Michael Weiss, Ai4: How does an automation project come to life from the initial business problem through implementation and even post-implementation maintenance. How does this actually happen? 

Shipra Mitra, Sprint: So two things: first of all, automation projects - and I'll talk about intelligent automation projects here. I'll break it out into three phases of life. The first part is trying to understand opportunity. That itself is actually pretty complex. The reason it's complex is, you can come up with an idea. You're doing your process today and you come up with an idea two ways, either you want to make the process better or you just want to automate what you have today. What we look for for immediate solutioning is what do you have today that we can automate because we know what the process is. You don't have to reinvent the process. When people come up with thinking of changing the process and bringing automation, it becomes more difficult.

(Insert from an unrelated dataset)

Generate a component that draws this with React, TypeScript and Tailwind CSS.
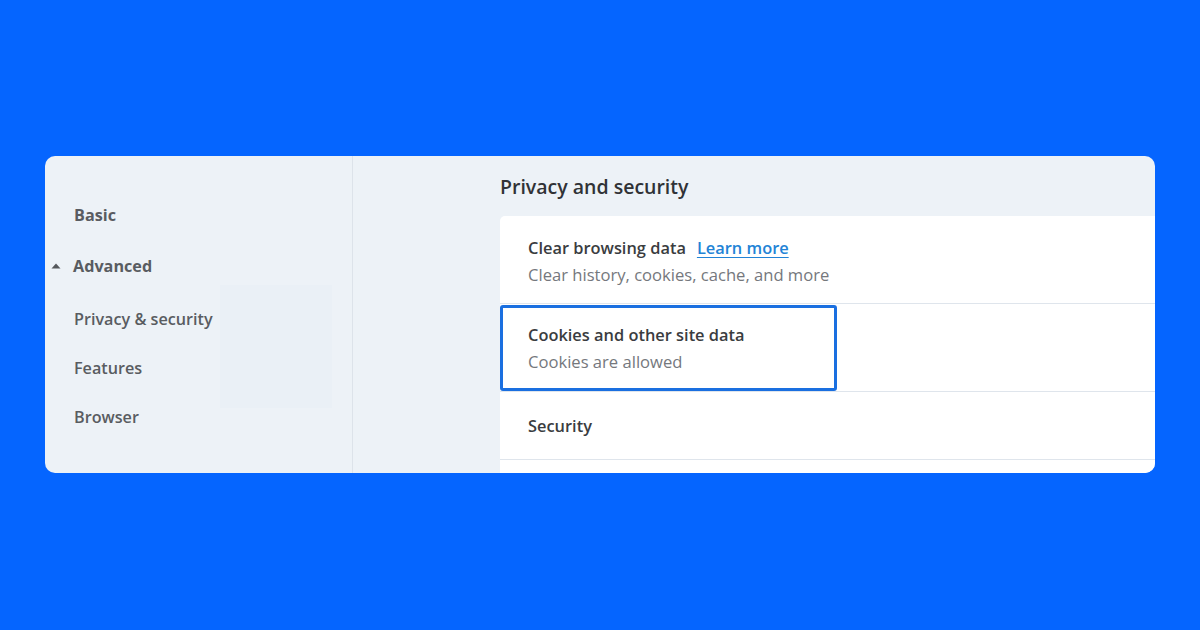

This is when it comes up from ground up and come up with ideas.

However, it could be told that instead of people coming up with ideas, there is an initiative from the top saying listen guys, you have so many people I'm going to drop your budget by say 25%. So go figure out how you're going to do it. And that sometimes drives automation because that's the only way you can achieve with that budget reduction. There is no other way and that point. That's a different kind of engagement that comes in with option B where you look from the top you say, where are the most resources getting impacted.

So you start to see if you can automate those and then change them to pertain to something else. So the project of top-down versus bottom-up is very different in the automation world in how it's handled. But once that opportunity comes up, you definitely want to show value for each one of them. The value could be direct, could be indirect, could be, hours saved, could be bottom line, could be compliance. There are different aspects of value that you can show. 

Also it could be engagement, like a consistent behavior - a consumer appreciates a consistent behavior way more than inconsistent behavior or unexpected behavior. So that also brings automation to the focusing of the risk value. What you do next is during the build itself, there could be two ways of building it. If it's simple enough, the business units can do it themselves. You can do your own automation depending on what you're using, like Alteryx. You can do your own drag and drop and create an automation process for yourself to move the data or you can use some RDA tools to do that. 

But when it becomes very complex. When it becomes that there are security concerns, there is captcha involved, there are other sources that you don't have control over that you want to do, you bring in IT who kind of has these projects for you. So that's the build part. 

Then when it comes to actually maintaining and running, this is my glove. If it's an intelligent automation process, that means there needs to be a process owner. When you have a process owner, that person is responsible for the process - which means in the old days, all projects used to be IT support. 

For intelligent automation, it is actually business coming in because think of a bot as being an assistant to you, so if the bot comes up and it doesn't work properly, you should understand why as a business owner. It could be that you handle exception use cases coming in and the bots can't handle it. As a business owner, you need to know, do you want to retain the bot or do you want to manage it by people? How many exceptions are coming in? So that's why business owner engagement during the maintenance is so important for automation. 

Of course there are other things, like there could be IT changes triggered by IT. So it's a complete joint ownership when it comes to maintaining automations.